January 2020
Lula Hughes, among the last of the walking, talking history books, has died at the age of 103.
If the pearly gates don't open wide for Lula, we're all in trouble.
She was the last of the greater Hur areas oldtimers.
Services will be 11:00 am, Tuesday, January 7, 2020 at Matheny Whited Funeral Home of Elizabeth WV, with the Rev Roger Carter, Rev Gary Maynor and Rev Matt Robinson officiating. Visitation will be Monday January 6, 2020 from 6 to 8 PM. Interment will be at K of P Cemetery of Elizabeth WV.
Lula Starcher Hughes
By Bob Weaver
Born in 1916 near the Village of Hur, Lula Starcher Hughes is a walking, talking history book, remembering the names of families, who married who and the names of their children, going way back.
She is now 103 years old, December, 2019.
Lula, the wife of the late Orval Hughes, recalls events and the names of Hur kids who walked from the one-room Hur School to fetch a bucket of drinking water, or details about what happened at revival meetings and baptisms.
"Cecil Hughes and Ira Bryner finally drilled a well at the school, so we didn't have to walk up the hill to a house in Hur," she said.
Lula is about the last connection this community has regarding life during the earlier part of the 20th Century.

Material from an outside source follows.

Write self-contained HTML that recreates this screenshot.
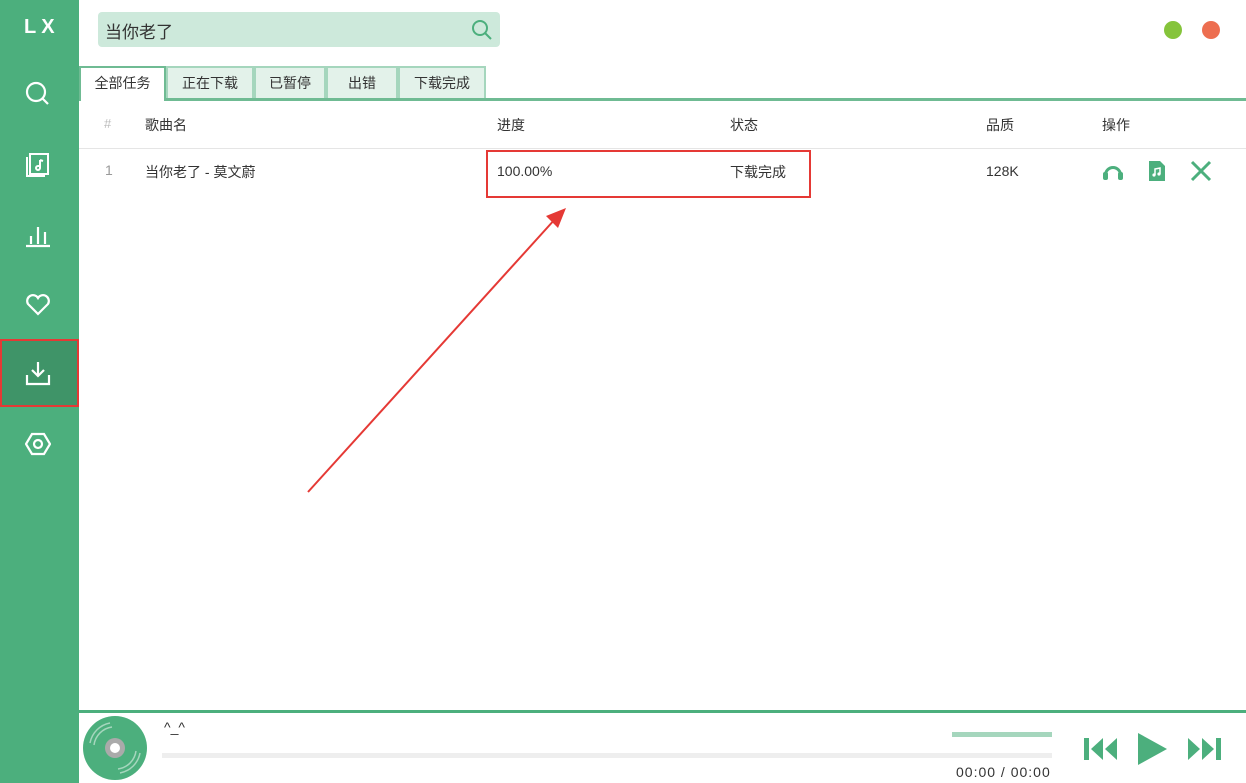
<!DOCTYPE html>
<html><head><meta charset="utf-8"><style>
*{margin:0;padding:0;box-sizing:border-box}
body{width:1246px;height:783px;overflow:hidden;background:#fff;font-family:"Liberation Sans","Noto Sans CJK SC",sans-serif;font-size:14px;color:#333;position:relative}
.side{position:absolute;left:0;top:0;width:79px;height:783px;background:#4caf7d}
.abs{position:absolute}
.tab{position:absolute;top:66px;height:32px;background:#e3f2ea;border:2px solid #a5d6bd;border-bottom:none;font-size:14px;line-height:30px;text-align:center;color:#333}
</style></head><body>
<div class="side"></div>
<div class="abs" style="left:24px;top:16px;color:#fff;font-weight:bold;font-size:20px;letter-spacing:5px">LX</div>
<svg class="abs" style="left:25px;top:81px" width="26" height="26" viewBox="0 0 26 26" fill="none" stroke="#fff" stroke-width="2.2"><circle cx="11" cy="11" r="9"/><path d="M17.5 17.5L23 23"/></svg>
<svg class="abs" style="left:25px;top:151px" width="26" height="26" viewBox="0 0 26 26" fill="none" stroke="#fff" stroke-width="2"><path d="M5 3h18v20H5z"/><path d="M2 6v19h18"/><path d="M15 9v8a2 2 0 1 1-2-2h2M15 9l3 1"/></svg>
<svg class="abs" style="left:25px;top:222px" width="26" height="26" viewBox="0 0 26 26" fill="none" stroke="#fff" stroke-width="2.2"><path d="M1 24h24M6 14v8M13 5v17M20 10v12"/></svg>
<svg class="abs" style="left:25px;top:292px" width="26" height="26" viewBox="0 0 26 26" fill="none" stroke="#fff" stroke-width="2.2"><path d="M13 22L3 12a5.5 5.5 0 0 1 10-6a5.5 5.5 0 0 1 10 6z"/></svg>
<div class="abs" style="left:0;top:339px;width:79px;height:68px;background:#3f9468;border:2px solid #e53935"></div>
<svg class="abs" style="left:25px;top:360px" width="26" height="26" viewBox="0 0 26 26" fill="none" stroke="#fff" stroke-width="2.2"><path d="M13 2v14M7 10l6 6 6-6M2 15v9h22v-9"/></svg>
<svg class="abs" style="left:25px;top:431px" width="26" height="26" viewBox="0 0 26 26" fill="none" stroke="#fff" stroke-width="2.2"><path d="M7 3h12l6 10-6 10H7L1 13z"/><circle cx="13" cy="13" r="4"/></svg>

<div class="abs" style="left:98px;top:12px;width:402px;height:35px;background:#cde9db;border-radius:4px"></div>
<div class="abs" style="left:105px;top:18px;font-size:17px;color:#333">当你老了</div>
<svg class="abs" style="left:471px;top:19px" width="22" height="22" viewBox="0 0 22 22" fill="none" stroke="#4caf7d" stroke-width="2"><circle cx="9" cy="9" r="7"/><path d="M14 14l6 6"/></svg>
<div class="abs" style="left:1164px;top:21px;width:18px;height:18px;border-radius:50%;background:#85c43b"></div>
<div class="abs" style="left:1202px;top:21px;width:18px;height:18px;border-radius:50%;background:#ed6e50"></div>

<div class="abs" style="left:79px;top:98px;width:1167px;height:3px;background:#6fbb93"></div>
<div class="tab" style="left:79px;width:87px;background:#fff;border-color:#6fbb93;height:35px">全部任务</div>
<div class="tab" style="left:166px;width:88px">正在下载</div>
<div class="tab" style="left:254px;width:72px">已暂停</div>
<div class="tab" style="left:326px;width:72px">出错</div>
<div class="tab" style="left:398px;width:88px">下载完成</div>

<div class="abs" style="left:104px;top:116px;color:#bbb;font-size:13px">#</div>
<div class="abs" style="left:145px;top:115px">歌曲名</div>
<div class="abs" style="left:497px;top:115px">进度</div>
<div class="abs" style="left:730px;top:115px">状态</div>
<div class="abs" style="left:986px;top:115px">品质</div>
<div class="abs" style="left:1102px;top:115px">操作</div>
<div class="abs" style="left:79px;top:148px;width:1167px;height:1px;background:#e5e5e5"></div>
<div class="abs" style="left:105px;top:162px;color:#999">1</div>
<div class="abs" style="left:145px;top:162px">当你老了 - 莫文蔚</div>
<div class="abs" style="left:486px;top:150px;width:325px;height:48px;border:2px solid #e53935"></div>
<div class="abs" style="left:497px;top:163px">100.00%</div>
<div class="abs" style="left:730px;top:162px">下载完成</div>
<div class="abs" style="left:986px;top:163px">128K</div>
<svg class="abs" style="left:1102px;top:161px" width="22" height="20" viewBox="0 0 22 20" fill="#4caf7d"><path d="M2 14a9 9 0 0 1 18 0h-3a6 6 0 0 0-12 0z"/><rect x="1" y="11" width="5" height="8" rx="2"/><rect x="16" y="11" width="5" height="8" rx="2"/></svg>
<svg class="abs" style="left:1148px;top:160px" width="18" height="22" viewBox="0 0 18 22"><path d="M1 1h11l5 5v15H1z" fill="#4caf7d"/><path d="M7 15V9l5-1v6" stroke="#fff" stroke-width="1.5" fill="none"/><circle cx="6" cy="15" r="1.6" fill="#fff"/><circle cx="11" cy="14" r="1.6" fill="#fff"/></svg>
<svg class="abs" style="left:1189px;top:160px" width="24" height="22" viewBox="0 0 24 22" stroke="#4caf7d" stroke-width="3"><path d="M3 2l18 18M21 2L3 20"/></svg>

<svg class="abs" style="left:300px;top:200px" width="280" height="300" viewBox="0 0 280 300"><path d="M8 292L256 18" stroke="#e53935" stroke-width="2"/><path d="M266 8L246 16L258 28z" fill="#e53935"/></svg>

<div class="abs" style="left:79px;top:710px;width:1167px;height:3px;background:#4caf7d"></div>
<svg class="abs" style="left:82px;top:715px" width="66" height="66" viewBox="0 0 66 66"><circle cx="33" cy="33" r="32" fill="#4caf7d"/><circle cx="33" cy="33" r="10" fill="#aaa"/><circle cx="33" cy="33" r="5" fill="#fff"/><path d="M12 30a21 21 0 0 1 18-18M8 28a25 25 0 0 1 20-20M54 36a21 21 0 0 1-18 18M58 38a25 25 0 0 1-20 20" stroke="#a5d6bd" stroke-width="1.5" fill="none"/></svg>
<div class="abs" style="left:164px;top:719px;font-size:14px">^_^</div>
<div class="abs" style="left:162px;top:753px;width:890px;height:5px;background:#eee"></div>
<div class="abs" style="left:952px;top:732px;width:100px;height:5px;background:#a5d6bd"></div>
<div class="abs" style="left:956px;top:764px;font-size:14px;letter-spacing:1px">00:00 / 00:00</div>
<svg class="abs" style="left:1083px;top:736px" width="36" height="26" viewBox="0 0 36 26" fill="#4caf7d"><rect x="1" y="2" width="5" height="22"/><path d="M20 2L8 13l12 11zM34 2L22 13l12 11z"/></svg>
<svg class="abs" style="left:1136px;top:732px" width="32" height="34" viewBox="0 0 32 34" fill="#4caf7d"><path d="M2 1l29 16L2 33z"/></svg>
<svg class="abs" style="left:1186px;top:736px" width="36" height="26" viewBox="0 0 36 26" fill="#4caf7d"><rect x="30" y="2" width="5" height="22"/><path d="M2 2l12 11L2 24zM16 2l12 11-12 11z"/></svg>
</body></html>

While attending her home church at Hur, she said "We often walked 20 miles or more going to the other churches at Joker, Richardson or Barnes Run."
"We went to every funeral of people we knew," she said. Lula still attends the Cremo Community Church.
She remembers the Village of Hur as a community of people centered on church life, with stores, grist mills, a telephone switch office, a school and a lodge hall.
She recalled the history of Buckhorn Hollow where she spent her early life. In the hollow was the Paulcer McCune house (a Civil War vet whose life and times are recalled on the Hur Herald), and up the hollow where she lived, residents Miles and Rebecca Starcher Miller, and the home of her parents Grover and Rosa Belle Adams Starcher.
At the very head of the hollow was the log home of her grandparents, Henry and Nancy Riggs Starcher. "I remember when it burned down in 1928," Lula recalled.
"It's been a great life, thanks to the mercy of Christ," she said.
Her children, grand-children and extended family will be celebrating her life.